● **What the task requires**: Scan the listing below and copy every line holding "page".

— Start Given data —

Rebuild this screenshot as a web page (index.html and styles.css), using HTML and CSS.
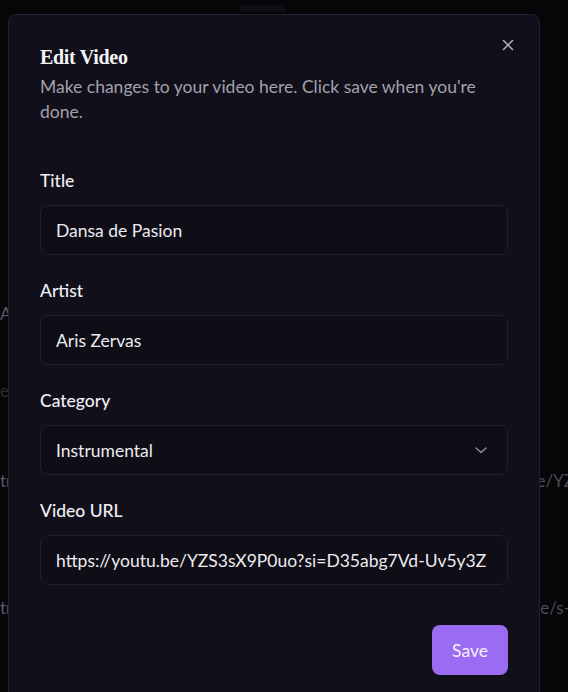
FILE: index.html
```html
<!DOCTYPE html>
<html>
<head>
<meta charset="utf-8">
<link rel="stylesheet" href="styles.css">
</head>
<body>
<div class="page">
  <div class="topbar"><span class="topchip"></span></div>
  <div class="rows">
    <div class="row r1"><span class="cell-l">A</span></div>
    <div class="row r2"><span class="cell-l">e</span></div>
    <div class="row r3"><span class="cell-l">tr</span><span class="cell-r">e/YZ</span></div>
    <div class="row r4"><span class="cell-l">tr</span><span class="cell-r">e/s-l</span></div>
  </div>
</div>
<div class="overlay">
  <div class="dialog">
    <button class="close" aria-label="Close">
      <svg width="16" height="16" viewBox="0 0 16 16" fill="none" stroke="currentColor" stroke-width="1.5" stroke-linecap="round"><path d="M3.5 3.5l9 9M12.5 3.5l-9 9"/></svg>
    </button>
    <div class="header">
      <h2 class="title">Edit Video</h2>
      <p class="desc">Make changes to your video here. Click save when you're done.</p>
    </div>
    <form class="form">
      <div class="field">
        <label class="label">Title</label>
        <div class="input">Dansa de Pasion</div>
      </div>
      <div class="field">
        <label class="label">Artist</label>
        <div class="input">Aris Zervas</div>
      </div>
      <div class="field">
        <label class="label">Category</label>
        <div class="input select"><span>Instrumental</span>
          <svg width="16" height="16" viewBox="0 0 16 16" fill="none" stroke="currentColor" stroke-width="1.5" stroke-linecap="round" stroke-linejoin="round"><path d="M3 6l5 4.5L13 6"/></svg>
        </div>
      </div>
      <div class="field">
        <label class="label">Video URL</label>
        <div class="input">https://youtu.be/YZS3sX9P0uo?si=D35abg7Vd-Uv5y3Z</div>
      </div>
      <div class="actions">
        <button type="button" class="save">Save</button>
      </div>
    </form>
  </div>
</div>
</body>
</html>
```
FILE: styles.css
```css
* { box-sizing: border-box; }
html, body { margin: 0; padding: 0; }
body {
  background: #060508;
  font-family: Lato, "Open Sans", sans-serif;
  width: 568px;
  height: 692px;
  overflow: hidden;
}
.page { width: 568px; height: 692px; overflow: hidden; }
.topbar { height: 14px; display: flex; padding-left: 240px; padding-top: 5px; }
.topchip { width: 46px; height: 7px; background: #0e0d11; }
.rows { padding-top: 288px; }
.row { height: 24px; display: flex; justify-content: space-between; font-size: 17px; line-height: 24px; white-space: nowrap; }
.cell-l { color: #5c5c62; }
.cell-r { color: #4c4c52; margin-right: -6px; }
.r1 { margin-bottom: 53px; }
.r2 { margin-bottom: 66px; }
.r2 .cell-l { color: #2c2b30; }
.r3 { margin-bottom: 103px; }
.overlay {
  position: fixed;
  inset: 0;
  padding: 14px 28px 0 8px;
}
.dialog {
  position: relative;
  background: #110f1a;
  border: 1px solid #24212e;
  border-radius: 8px;
  padding: 31px 31px 32px;
  height: 720px;
}
.close {
  position: absolute;
  top: 22px;
  right: 23px;
  width: 16px;
  height: 16px;
  padding: 0;
  border: 0;
  background: none;
  color: #b5b3bd;
  display: flex;
}
.header { display: flex; flex-direction: column; gap: 6px; }
.title {
  margin: 0;
  font-family: "Liberation Serif", "DejaVu Serif", serif;
  font-weight: 700;
  font-size: 20px;
  line-height: 22px;
  color: #f4f3f6;
  letter-spacing: -0.3px;
}
.desc {
  margin: 0;
  font-size: 17.5px;
  line-height: 25px;
  color: #a3a1ac;
}
.form { display: flex; flex-direction: column; gap: 24px; margin-top: 45px; }
.field { display: flex; flex-direction: column; gap: 12px; }
.label { font-size: 17.5px; line-height: 24px; color: #f1f0f4; font-weight: 500; }
.input {
  height: 50px;
  border: 1px solid #23202d;
  border-radius: 8px;
  background: #0f0d16;
  padding: 0 15px;
  display: flex;
  align-items: center;
  font-size: 17.5px;
  color: #ecebef;
  white-space: nowrap;
  overflow: hidden;
}
.select { justify-content: space-between; }
.select svg { color: #8c8a95; margin-right: 3px; }
.actions { display: flex; justify-content: flex-end; margin-top: 16px; }
.save {
  height: 50px;
  padding: 0 20px;
  border: 0;
  border-radius: 8px;
  background: #9a6cf1;
  color: #f6f1ff;
  font-family: Lato, sans-serif;
  font-size: 17.5px;
}
```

— End Given data —

● **The output**:
Rebuild this screenshot as a web page (index.html and styles.css), using HTML and CSS.
<div class="page">
.page { width: 568px; height: 692px; overflow: hidden; }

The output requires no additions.